Substituting all these values, we get:
$0.108=9\times {{10}^{9}}.\dfrac{Q.Q}{{{\left( 0.50 \right)}^{2}}}$
$\begin{align}
  & \Rightarrow 0.108=9\times {{10}^{9}}.\dfrac{{{Q}^{2}}}{{{\left( 0.50 \right)}^{2}}} \\
 & \Rightarrow {{Q}^{2}}=\dfrac{0.108\times 0.25}{9\times {{10}^{9}}} \\
 & \Rightarrow {{Q}^{2}}=\dfrac{27\times {{10}^{-3}}}{9\times {{10}^{9}}} \\
\end{align}$
$\begin{align}
  & \Rightarrow {{Q}^{2}}=3\times {{10}^{-12}}C \\
 & \Rightarrow Q=\pm \sqrt{3\times {{10}^{-12}}} \\
 & \Rightarrow Q=\pm \sqrt{3}\times {{10}^{-6}}C \\
\end{align}$
Therefore, the final charge on both the spheres is either $+\sqrt{3}\mu C$ or $-\sqrt{3}\mu C$.

Note:
When a charged body is isolated, it does not experience any force and stays in equilibrium.
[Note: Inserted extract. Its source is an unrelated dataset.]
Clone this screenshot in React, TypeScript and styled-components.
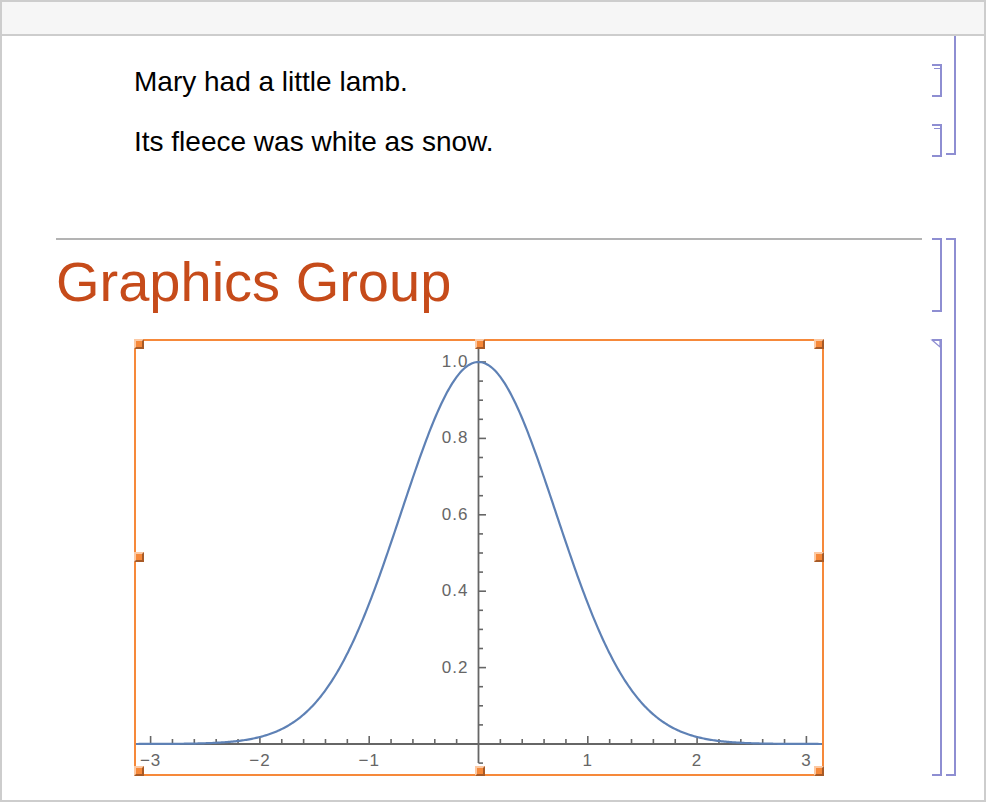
import React from "react";
import styled, { createGlobalStyle } from "styled-components";

const Global = createGlobalStyle`
  html, body { margin: 0; padding: 0; background: #fff; }
  body { font-family: "Liberation Sans", Arial, sans-serif; }
  *, *::before, *::after { box-sizing: border-box; }
`;

const BRACKET = "#8e8ed2";
const ORANGE = "#f6893a";

const Window = styled.div`
  width: 986px;
  height: 802px;
  border: 2px solid #cdcdcd;
  display: flex;
  flex-direction: column;
  background: #fff;
  overflow: hidden;
`;

const Toolbar = styled.div`
  flex: none;
  height: 34px;
  background: #f6f6f6;
  border-bottom: 2px solid #cdcdcd;
`;

const Notebook = styled.div`
  flex: 1;
  display: flex;
  flex-direction: column;
  padding-right: 28px;
`;

const Group = styled.div<{ $gapTop?: number }>`
  display: grid;
  grid-template-columns: 1fr 10px;
  column-gap: 4px;
  margin-top: ${(p) => p.$gapTop ?? 0}px;
`;

const GroupCells = styled.div<{ $padTop?: number; $gap: number }>`
  display: flex;
  flex-direction: column;
  gap: ${(p) => p.$gap}px;
  padding-top: ${(p) => p.$padTop ?? 0}px;
`;

const GroupBracket = styled.div<{ $openTop?: boolean }>`
  border-right: 2px solid ${BRACKET};
  border-bottom: 2px solid ${BRACKET};
  border-top: ${(p) => (p.$openTop ? "none" : `2px solid ${BRACKET}`)};
`;

const Cell = styled.div<{ $height: number }>`
  display: grid;
  grid-template-columns: 1fr 10px;
  column-gap: 10px;
  height: ${(p) => p.$height}px;
`;

const CellBracket = styled.div<{ $mark?: "text" | "graphics" }>`
  position: relative;
  border-right: 2px solid ${BRACKET};
  border-top: 2px solid ${BRACKET};
  border-bottom: 2px solid ${BRACKET};
  &::after {
    content: "";
    display: ${(p) => (p.$mark === "text" ? "block" : "none")};
    position: absolute;
    top: 2px;
    left: 2px;
    width: 6px;
    height: 1px;
    background: ${BRACKET};
  }
`;

const BracketMark = styled.svg`
  position: absolute;
  top: -2px;
  left: 0;
  overflow: visible;
`;

const TextCell = styled.div`
  padding-left: 132px;
  padding-top: 2px;
  font-size: 28px;
  line-height: 31px;
  color: #000;
  white-space: nowrap;
`;

const SectionCell = styled.div`
  margin-left: 54px;
  border-top: 2px solid #b3b3b3;
  padding-top: 11px;
  font-size: 56px;
  line-height: 61px;
  color: #c64b1a;
  white-space: nowrap;
`;

const GraphicsCell = styled.div`
  padding-left: 132px;
`;

const GraphicBox = styled.div`
  position: relative;
  width: 690px;
  height: 437px;
`;

const Selection = styled.div`
  position: absolute;
  inset: 0;
  border: 2px solid ${ORANGE};
  pointer-events: none;
`;

const Handle = styled.div<{ $h: "l" | "c" | "r"; $v: "t" | "m" | "b" }>`
  position: absolute;
  width: 10px;
  height: 10px;
  background: ${ORANGE};
  border-top: 2px solid #fcc9a3;
  border-left: 2px solid #fcc9a3;
  border-right: 2px solid #a85a26;
  border-bottom: 2px solid #a85a26;
  ${(p) => (p.$h === "l" ? "left: 0;" : p.$h === "r" ? "right: 0;" : "left: 341px;")}
  ${(p) => (p.$v === "t" ? "top: 0;" : p.$v === "b" ? "bottom: 0;" : "top: 213px;")}
`;

const PlotSvg = styled.svg`
  display: block;
  font-family: "Liberation Sans", Arial, sans-serif;
`;

const W = 690;
const H = 437;
const OX = 344.5;
const UX = 109.3;
const OY = 405;
const UY = 382;
const sx = (x: number) => OX + x * UX;
const sy = (y: number) => OY - y * UY;

function Plot() {
  const pts: string[] = [];
  const n = 500;
  for (let i = 0; i <= n; i++) {
    const x = -Math.PI + (2 * Math.PI * i) / n;
    pts.push(`${sx(x).toFixed(2)},${sy(Math.exp(-x * x)).toFixed(2)}`);
  }
  const xticks: React.ReactNode[] = [];
  for (let k = -15; k <= 15; k++) {
    if (k === 0) continue;
    const major = k % 5 === 0;
    const X = sx(k * 0.2);
    xticks.push(
      <line key={`xt${k}`} x1={X} x2={X} y1={OY} y2={OY - (major ? 8 : 5)} stroke="#666" strokeWidth={1.6} />
    );
  }
  const yticks: React.ReactNode[] = [];
  for (let k = -1; k <= 21; k++) {
    if (k === 0) continue;
    const major = k % 4 === 0;
    const Y = sy(k * 0.05);
    yticks.push(
      <line key={`yt${k}`} x1={OX} x2={OX + (major ? 7.5 : 4.5)} y1={Y} y2={Y} stroke="#666" strokeWidth={1.6} />
    );
  }
  const xl = [-3, -2, -1, 1, 2, 3];
  const yl = [0.2, 0.4, 0.6, 0.8, 1.0];
  return (
    <PlotSvg width={W} height={H} viewBox={`0 0 ${W} ${H}`}>
      <line x1={0} x2={W} y1={OY} y2={OY} stroke="#666" strokeWidth={1.8} />
      <line x1={OX} x2={OX} y1={sy(1.05)} y2={sy(-0.05)} stroke="#666" strokeWidth={1.8} />
      {xticks}
      {yticks}
      {xl.map((v) => (
        <text key={`xl${v}`} x={sx(v)} y={OY + 22} fontSize={17} letterSpacing={1} fill="#666" textAnchor="middle">
          {v < 0 ? `\u2212${-v}` : `${v}`}
        </text>
      ))}
      {yl.map((v) => (
        <text key={`yl${v}`} x={OX - 10} y={sy(v) + 5} fontSize={17} letterSpacing={1} fill="#666" textAnchor="end">
          {v.toFixed(1)}
        </text>
      ))}
      <polyline points={pts.join(" ")} fill="none" stroke="#5e81b5" strokeWidth={2.2} strokeLinejoin="round" />
    </PlotSvg>
  );
}

export default function App() {
  const handles: Array<["l" | "c" | "r", "t" | "m" | "b"]> = [
    ["l", "t"], ["c", "t"], ["r", "t"],
    ["l", "m"], ["r", "m"],
    ["l", "b"], ["c", "b"], ["r", "b"],
  ];
  return (
    <>
      <Global />
      <Window>
        <Toolbar />
        <Notebook>
          <Group>
            <GroupCells $padTop={28} $gap={29}>
              <Cell $height={31}>
                <TextCell>Mary had a little lamb.</TextCell>
                <CellBracket $mark="text" />
              </Cell>
              <Cell $height={31}>
                <TextCell>Its fleece was white as snow.</TextCell>
                <CellBracket $mark="text" />
              </Cell>
            </GroupCells>
            <GroupBracket $openTop />
          </Group>
          <Group $gapTop={83}>
            <GroupCells $gap={28}>
              <Cell $height={73}>
                <SectionCell>Graphics Group</SectionCell>
                <CellBracket />
              </Cell>
              <Cell $height={437}>
                <GraphicsCell>
                  <GraphicBox>
                    <Plot />
                    <Selection />
                    {handles.map(([h, v]) => (
                      <Handle key={h + v} $h={h} $v={v} />
                    ))}
                  </GraphicBox>
                </GraphicsCell>
                <CellBracket $mark="graphics">
                  <BracketMark width={10} height={10}>
                    <path d="M0 1 L8 1 L8 8 Z" fill="none" stroke={BRACKET} strokeWidth={1.2} />
                  </BracketMark>
                </CellBracket>
              </Cell>
            </GroupCells>
            <GroupBracket />
          </Group>
        </Notebook>
      </Window>
    </>
  );
}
When another charged body comes in vicinity of the first one, both the charges apply forces on each other. The first charge experiences force from the second one and the second one experiences force from the first one. If the two charges are of the same polarity, then they repel each other but if they have polarity of opposite nature, then they exert attractive forces on each other.